DHAKA: A 21-year-old man was arrested in Bangladesh for allegedly stabbing a secular writer multiple times during a university seminar, presuming him an "enemy of Islam", police said. Muhammed Zafar Iqbal, 64, a renowned science fiction writer and professor at the Shahjalal University of Science and Technology in the northern city of Sylhet, was stabbed in his head and neck, local media reported.
Iqbal, an outspoken opponent of militancy and communalism, was rushed to a local hospital and later airlifted to a military hospital in Dhaka. Police said they have detained the attacker, identified as Faizur Rahman alias Faizul, a resident of an area adjacent to the Shahjalal University.
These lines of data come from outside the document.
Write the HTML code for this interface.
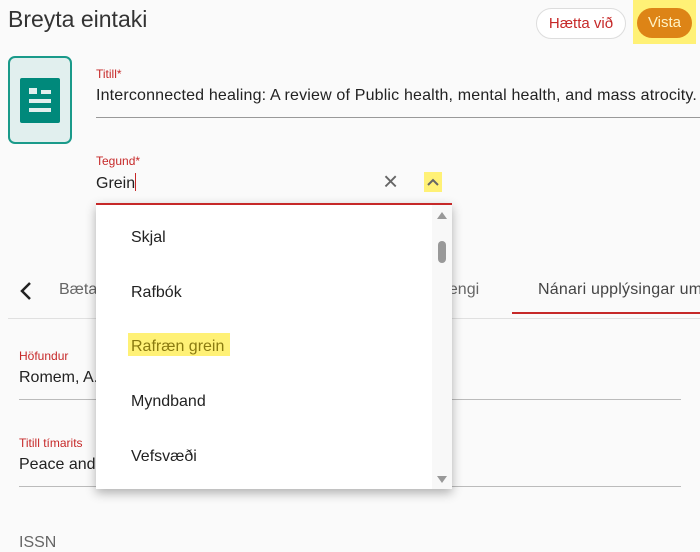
<!DOCTYPE html>
<html><head><meta charset="utf-8"><style>
body{margin:0;width:700px;height:552px;background:#fafafa;font-family:"Liberation Sans",sans-serif;position:relative;overflow:hidden;color:#222}
.a{position:absolute;white-space:nowrap}
.lbl{font-size:12px;color:#c62828}
.val{font-size:16px;color:#222}
.line{position:absolute;height:1px;background:#999}
</style></head><body>
<div class="a" style="left:8px;top:6px;font-size:23px;color:#333">Breyta eintaki</div>
<div class="a" style="left:536px;top:8px;width:88px;height:29px;border:1px solid #ddd;border-radius:16px;background:#fff;color:#c62828;font-size:15px;text-align:center;line-height:29px">Hætta við</div>
<div class="a" style="left:633px;top:0;width:63px;height:44px;background:#fff176"></div>
<div class="a" style="left:637px;top:8px;width:55px;height:30px;border-radius:16px;background:#dd8416;color:#fff3c4;font-size:15px;text-align:center;line-height:30px">Vista</div>

<div class="a" style="left:8px;top:56px;width:60px;height:84px;border:2px solid #1a9a8a;border-radius:7px;background:#e1efee"></div>
<svg class="a" style="left:20px;top:78px" width="40" height="46"><rect width="40" height="45" rx="2" fill="#00897b"/><rect x="9" y="10" width="8" height="6" fill="#e1efee"/><rect x="21" y="12" width="10" height="4" fill="#e1efee"/><rect x="9" y="21" width="22" height="4" fill="#e1efee"/><rect x="9" y="30" width="22" height="4" fill="#e1efee"/></svg>

<div class="a lbl" style="left:96px;top:67px">Titill*</div>
<div class="a val" style="left:96px;top:87px;letter-spacing:0.17px">Interconnected healing: A review of Public health, mental health, and mass atrocity.</div>
<div class="line" style="left:96px;top:117px;width:604px"></div>
<div class="a lbl" style="left:96px;top:154px">Tegund*</div>
<div class="a val" style="left:96px;top:173px">Grein<span style="display:inline-block;width:1px;height:18px;background:#c62828;vertical-align:-3px"></span></div>
<div class="a" style="left:383px;top:166px;font-size:26px;color:#666;font-weight:300">×</div>
<div class="a" style="left:424px;top:172px;width:18px;height:20px;background:#fff176"></div>
<svg class="a" style="left:427px;top:178px" width="12" height="8"><path d="M1 7 L6 2 L11 7" stroke="#666" stroke-width="2" fill="none"/></svg>

<svg class="a" style="left:18px;top:281px" width="14" height="20"><path d="M12 2 L4 10 L12 18" stroke="#222" stroke-width="2.5" fill="none"/></svg>
<div class="a val" style="left:59px;top:281px;color:#666">Bæta</div>
<div class="a val" style="left:440px;top:281px;color:#666">gengi</div>
<div class="a val" style="left:538px;top:281px;color:#444;letter-spacing:0.2px">Nánari upplýsingar um</div>
<div class="a" style="left:512px;top:312px;width:188px;height:2px;background:#c62828"></div>
<div class="a" style="left:8px;top:318px;width:692px;height:1px;background:#e0e0e0"></div>

<div class="a lbl" style="left:19px;top:349px">Höfundur</div>
<div class="a val" style="left:19px;top:369px">Romem, A.</div>
<div class="line" style="left:19px;top:399px;width:662px;background:#bbb"></div>
<div class="a lbl" style="left:19px;top:436px">Titill tímarits</div>
<div class="a val" style="left:19px;top:456px">Peace and</div>
<div class="line" style="left:19px;top:486px;width:662px;background:#bbb"></div>
<div class="a val" style="left:19px;top:534px;color:#666">ISSN</div>

<div class="a" style="left:96px;top:203px;width:356px;height:286px;background:#fff;box-shadow:0 4px 10px rgba(0,0,0,.3)">
<div style="position:absolute;left:0;top:0;width:356px;height:2px;background:#c62828"></div>
<div style="position:absolute;right:0;top:2px;width:20px;height:284px;background:#f8f8f8"></div>
<svg style="position:absolute;left:340px;top:7px" width="12" height="10"><path d="M1 9 L6 2 L11 9Z" fill="#999"/></svg>
<div style="position:absolute;left:342px;top:38px;width:8px;height:22px;border-radius:4px;background:#999"></div>
<svg style="position:absolute;left:340px;top:272px" width="12" height="10"><path d="M1 1 L6 8 L11 1Z" fill="#999"/></svg>
<div class="a val" style="left:35px;top:26px">Skjal</div>
<div class="a val" style="left:35px;top:81px">Rafbók</div>
<div class="a" style="left:32px;top:130px;width:102px;height:23px;background:#fff176"></div>
<div class="a val" style="left:35px;top:135px;color:#8a7a10">Rafræn grein</div>
<div class="a val" style="left:35px;top:190px">Myndband</div>
<div class="a val" style="left:35px;top:245px">Vefsvæði</div>
</div>
</body></html>
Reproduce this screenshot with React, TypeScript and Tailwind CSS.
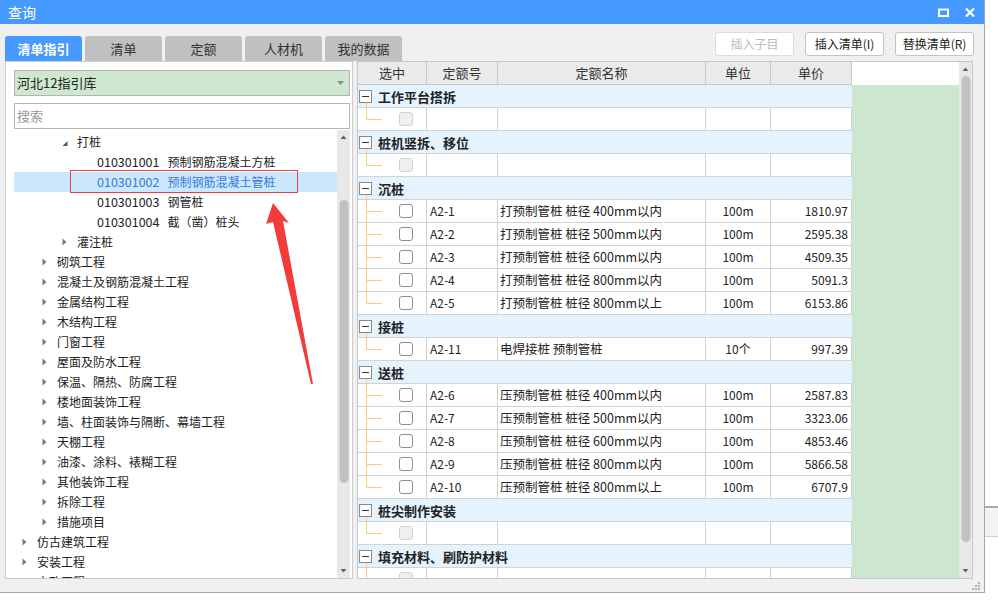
import React from "react";

type TreeRow = { lv: number; text: string; code?: string; state?: "open" | "closed"; sel?: boolean };

const tree: TreeRow[] = [
  { lv: 2, text: "打桩", state: "open" },
  { lv: 3, code: "010301001", text: "预制钢筋混凝土方桩" },
  { lv: 3, code: "010301002", text: "预制钢筋混凝土管桩", sel: true },
  { lv: 3, code: "010301003", text: "钢管桩" },
  { lv: 3, code: "010301004", text: "截（凿）桩头" },
  { lv: 2, text: "灌注桩", state: "closed" },
  { lv: 1, text: "砌筑工程", state: "closed" },
  { lv: 1, text: "混凝土及钢筋混凝土工程", state: "closed" },
  { lv: 1, text: "金属结构工程", state: "closed" },
  { lv: 1, text: "木结构工程", state: "closed" },
  { lv: 1, text: "门窗工程", state: "closed" },
  { lv: 1, text: "屋面及防水工程", state: "closed" },
  { lv: 1, text: "保温、隔热、防腐工程", state: "closed" },
  { lv: 1, text: "楼地面装饰工程", state: "closed" },
  { lv: 1, text: "墙、柱面装饰与隔断、幕墙工程", state: "closed" },
  { lv: 1, text: "天棚工程", state: "closed" },
  { lv: 1, text: "油漆、涂料、裱糊工程", state: "closed" },
  { lv: 1, text: "其他装饰工程", state: "closed" },
  { lv: 1, text: "拆除工程", state: "closed" },
  { lv: 1, text: "措施项目", state: "closed" },
  { lv: 0, text: "仿古建筑工程", state: "closed" },
  { lv: 0, text: "安装工程", state: "closed" },
  { lv: 0, text: "市政工程", state: "closed" },
];

const indent = ["pl-[8px]", "pl-[28px]", "pl-[48px]", "pl-[68px]"];

type GridRow =
  | { kind: "group"; title: string }
  | { kind: "item"; code?: string; name?: string; unit?: string; price?: string; last?: boolean };

const rows: GridRow[] = [
  { kind: "group", title: "工作平台搭拆" },
  { kind: "item", last: true },
  { kind: "group", title: "桩机竖拆、移位" },
  { kind: "item", last: true },
  { kind: "group", title: "沉桩" },
  { kind: "item", code: "A2-1", name: "打预制管桩 桩径 400mm以内", unit: "100m", price: "1810.97" },
  { kind: "item", code: "A2-2", name: "打预制管桩 桩径 500mm以内", unit: "100m", price: "2595.38" },
  { kind: "item", code: "A2-3", name: "打预制管桩 桩径 600mm以内", unit: "100m", price: "4509.35" },
  { kind: "item", code: "A2-4", name: "打预制管桩 桩径 800mm以内", unit: "100m", price: "5091.3" },
  { kind: "item", code: "A2-5", name: "打预制管桩 桩径 800mm以上", unit: "100m", price: "6153.86", last: true },
  { kind: "group", title: "接桩" },
  { kind: "item", code: "A2-11", name: "电焊接桩 预制管桩", unit: "10个", price: "997.39", last: true },
  { kind: "group", title: "送桩" },
  { kind: "item", code: "A2-6", name: "压预制管桩 桩径 400mm以内", unit: "100m", price: "2587.83" },
  { kind: "item", code: "A2-7", name: "压预制管桩 桩径 500mm以内", unit: "100m", price: "3323.06" },
  { kind: "item", code: "A2-8", name: "压预制管桩 桩径 600mm以内", unit: "100m", price: "4853.46" },
  { kind: "item", code: "A2-9", name: "压预制管桩 桩径 800mm以内", unit: "100m", price: "5866.58" },
  { kind: "item", code: "A2-10", name: "压预制管桩 桩径 800mm以上", unit: "100m", price: "6707.9", last: true },
  { kind: "group", title: "桩尖制作安装" },
  { kind: "item", last: true },
  { kind: "group", title: "填充材料、刷防护材料" },
  { kind: "item" },
];

function Caret({ state }: { state?: "open" | "closed" }) {
  if (state === "open")
    return (
      <svg className="shrink-0" width="15" height="20" viewBox="0 0 15 20">
        <polygon points="0.5,14 5.5,9 5.5,14" fill="#555" />
      </svg>
    );
  if (state === "closed")
    return (
      <svg className="shrink-0" width="15" height="20" viewBox="0 0 15 20">
        <polygon points="0.5,6.5 4.5,10 0.5,13.5" fill="#7a7a7a" />
      </svg>
    );
  return <span className="w-[15px]" />;
}

function Scrollbar({ thumbTop, thumbH, h }: { thumbTop: number; thumbH: number; h: number }) {
  return (
    <div className="relative w-[13px] shrink-0 bg-[#e8e8e8]">
      <svg className="absolute left-0 top-0" width="13" height={h} viewBox={`0 0 13 ${h}`}>
        <polygon points="3.5,9 6.5,5.5 9.5,9" fill="#606060" />
        <rect x="2.5" y={thumbTop} width="9" height={thumbH} rx="4.5" fill="#c1c1c1" />
        <polygon points={`3.5,${h - 9} 6.5,${h - 5.5} 9.5,${h - 9}`} fill="#606060" />
      </svg>
    </div>
  );
}

function Check({ disabled }: { disabled?: boolean }) {
  return (
    <span
      className={
        disabled
          ? "block h-[14px] w-[14px] rounded-[3px] border border-[#d2d2d2] bg-[#efefef]"
          : "block h-[14px] w-[14px] rounded-[3px] border border-[#8f8f8f] bg-white"
      }
    />
  );
}

export default function App() {
  return (
    <div className="relative h-[604px] w-[998px] overflow-hidden bg-white font-['Noto_Sans_CJK_SC','Microsoft_YaHei',sans-serif] text-[#222]">
      {/* something behind the dialog */}
      <div className="absolute left-[985px] top-[506px] h-[31px] w-[13px] border-t-2 border-b border-t-[#a8a8a8] border-b-[#cfcfcf] bg-[#f3f3f3]" />

      <div className="flex h-[593px] w-[985px] flex-col border-r border-b border-[#a6a6a6] bg-[#f0f0f0]">
        {/* title bar */}
        <div className="flex h-[24px] shrink-0 items-center bg-[#4599ff] pl-[8px] text-white">
          <span className="text-[14px] leading-none">查询</span>
          <div className="ml-auto flex items-center gap-[16px] pr-[9px]">
            <svg width="11" height="9" viewBox="0 0 11 9">
              <rect x="1" y="1.5" width="9" height="6.5" fill="none" stroke="#fff" strokeWidth="2" />
            </svg>
            <svg width="10" height="9" viewBox="0 0 10 9">
              <path d="M1 0.5 L9 8.5 M9 0.5 L1 8.5" stroke="#fff" strokeWidth="2.2" />
            </svg>
          </div>
        </div>

        {/* tabs + buttons */}
        <div className="flex h-[37px] shrink-0 pl-[5px] pr-[10px]">
          <div className="flex items-end gap-[3px]">
            <div className="flex h-[25px] w-[77px] items-center justify-center rounded-t-[3px] bg-[#4599ff] text-[13px] font-bold text-white">清单指引</div>
            {["清单", "定额", "人材机", "我的数据"].map((t) => (
              <div key={t} className="flex h-[25px] w-[77px] items-center justify-center rounded-t-[3px] bg-[#c0c0c0] text-[13px] text-[#333]">
                {t}
              </div>
            ))}
          </div>
          <div className="ml-auto mt-[8px] flex h-[24px] gap-[11px]">
            <button className="h-[24px] w-[79px] rounded-[3px] border border-[#dcdcdc] bg-white text-[12px] text-[#bdbdbd]">插入子目</button>
            <button className="h-[24px] w-[79px] rounded-[3px] border border-[#c4c4c4] bg-white text-[12px] text-[#222]">插入清单(I)</button>
            <button className="h-[24px] w-[79px] rounded-[3px] border border-[#c4c4c4] bg-white text-[12px] text-[#222]">替换清单(R)</button>
          </div>
        </div>

        {/* body */}
        <div className="flex h-[518px] shrink-0 gap-[4px] pl-[5px]">
          {/* left panel */}
          <div className="flex w-[348px] flex-col border border-[#cdcdcd] bg-white pl-[8px] pr-[2px] pt-[8px]">
            <div className="flex h-[26px] shrink-0 items-center border border-[#b4b4b4] bg-[#cde8cf] pl-[2px] pr-[5px] text-[13px]">
              <span>河北12指引库</span>
              <svg className="ml-auto" width="7" height="4" viewBox="0 0 7 4">
                <polygon points="0,0 7,0 3.5,4" fill="#8a8a8a" />
              </svg>
            </div>
            <div className="mt-[7px] flex h-[26px] shrink-0 items-center border border-[#b4b4b4] bg-white pl-[2px] text-[13px] text-[#9a9a9a]">搜索</div>
            <div className="mt-[1px] flex min-h-0 flex-1">
              <div className="flex-1 overflow-hidden pt-[2px]">
                {tree.map((r, i) => (
                  <div
                    key={i}
                    className={`flex h-[20px] items-center whitespace-nowrap text-[12px] ${indent[r.lv]} ${r.sel ? "bg-[#cce8ff] text-[#3779dc]" : ""}`}
                  >
                    {r.lv < 3 ? <Caret state={r.state} /> : <span className="w-[15px] shrink-0" />}
                    {r.code && <span className="mr-[8px] text-[12.5px]">{r.code}</span>}
                    <span>{r.text}</span>
                  </div>
                ))}
              </div>
              <Scrollbar thumbTop={70} thumbH={283} h={448} />
            </div>
          </div>

          {/* grid */}
          <div className="flex w-[616px] border border-[#c8c8c8] bg-white">
            <div className="flex w-[494px] flex-col overflow-hidden">
              <div className="flex h-[23px] shrink-0 border-b border-[#c4c4c4] bg-[#eaeaea] text-[13px] text-[#333]">
                <div className="flex w-[69px] items-center justify-center border-r border-[#c8c8c8]">选中</div>
                <div className="flex w-[71px] items-center justify-center border-r border-[#c8c8c8]">定额号</div>
                <div className="flex w-[208px] items-center justify-center border-r border-[#c8c8c8]">定额名称</div>
                <div className="flex w-[65px] items-center justify-center border-r border-[#c8c8c8]">单位</div>
                <div className="flex w-[81px] items-center justify-center border-r border-[#c8c8c8]">单价</div>
              </div>
              {rows.map((r, i) =>
                r.kind === "group" ? (
                  <div key={i} className="relative flex h-[23px] shrink-0 items-center border-b border-[#d2d2d2] bg-[#e5f3ff] pl-[1px]">
                    <svg className="absolute left-0 top-0" width="20" height="23" viewBox="0 0 20 23">
                      <line x1="8.5" y1="18" x2="8.5" y2="23" stroke="#fcc97d" />
                      <rect x="1.5" y="5.5" width="12" height="12" fill="#fff" stroke="#8a8a8a" />
                      <line x1="4" y1="11.5" x2="11" y2="11.5" stroke="#333" />
                    </svg>
                    <span className="ml-[19px] text-[13px] font-bold leading-none text-[#222]">{r.title}</span>
                  </div>
                ) : (
                  <div key={i} className="flex h-[23px] shrink-0 border-b border-[#d2d2d2]">
                    <div className="relative flex w-[69px] items-center border-r border-[#d2d2d2] pl-[41px]">
                      <svg className="absolute left-0 top-0" width="30" height="23" viewBox="0 0 30 23">
                        <line x1="8.5" y1="0" x2="8.5" y2={r.last ? 11.5 : 23} stroke="#fcc97d" />
                        <line x1="8.5" y1="11.5" x2="24" y2="11.5" stroke="#fcc97d" />
                      </svg>
                      <Check disabled={!r.code} />
                    </div>
                    <div className="flex w-[71px] items-center border-r border-[#d2d2d2] pl-[3px] text-[12px]">{r.code}</div>
                    <div className="flex w-[208px] items-center whitespace-nowrap border-r border-[#d2d2d2] pl-[2px] text-[12.5px]">
                      {r.name}
                    </div>
                    <div className="flex w-[65px] items-center justify-center border-r border-[#d2d2d2] text-[12px]">{r.unit}</div>
                    <div className="flex w-[81px] items-center justify-end border-r border-[#d2d2d2] pr-[3px] text-[12px]">{r.price}</div>
                  </div>
                )
              )}
            </div>
            <div className="flex w-[107px] flex-col">
              <div className="h-[23px] shrink-0 bg-white" />
              <div className="flex-1 bg-[#cce6cf]" />
            </div>
            <Scrollbar thumbTop={14} thumbH={466} h={516} />
          </div>
        </div>

        {/* bottom strip with grip */}
        <div className="flex flex-1 items-end justify-end pb-[2px] pr-[4px]">
          <svg width="8" height="8" viewBox="0 0 8 8">
            <rect x="6" y="0" width="2" height="2" fill="#b0b0b0" />
            <rect x="3" y="3" width="2" height="2" fill="#b0b0b0" />
            <rect x="6" y="3" width="2" height="2" fill="#b0b0b0" />
            <rect x="0" y="6" width="2" height="2" fill="#b0b0b0" />
            <rect x="3" y="6" width="2" height="2" fill="#b0b0b0" />
            <rect x="6" y="6" width="2" height="2" fill="#b0b0b0" />
          </svg>
        </div>
      </div>

      {/* annotation: red box and arrow */}
      <div className="pointer-events-none absolute left-[70px] top-[170px] h-[23px] w-[228px] border border-[#e84040]" />
      <svg className="pointer-events-none absolute left-0 top-0" width="998" height="604" viewBox="0 0 998 604">
        <polygon points="273,203 289,223 283,221 313,384 311,384 273,222 266,224" fill="#f23b3b" />
      </svg>
    </div>
  );
}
Prime Minister Sheikh Hasina has "strongly" condemned the attack.
The attack took place during a festival where Iqbal was the chief guest. Rahman struck Iqbal from behind and stabbed him in the head, the report said. The students and the policemen guarding the professor held Rahman immediately after the attack. The students also beat Faizur up before handing him over to police.
Iqbal had recently criticised ragging on campus and said that five students punished for ragging had gotten off easy and should have been handed over to police, it said. Iqbal has been provided police protection since 2015 when militants threatened to kill him. There were six to seven policemen guarding him when the attack took place, the report said.
Lt Colonel Ali Haider Azad Ahmed from the Rapid Action Battalion of the police said Rahman told them he was a student of Alia Madrasa in Sylhet. But the law enforcers could not confirm the information, according to the report.
Rahman also told the law enforcers that he carried out the attack on the professor "to kill him because he was an enemy of Islam", the official was quoted as saying.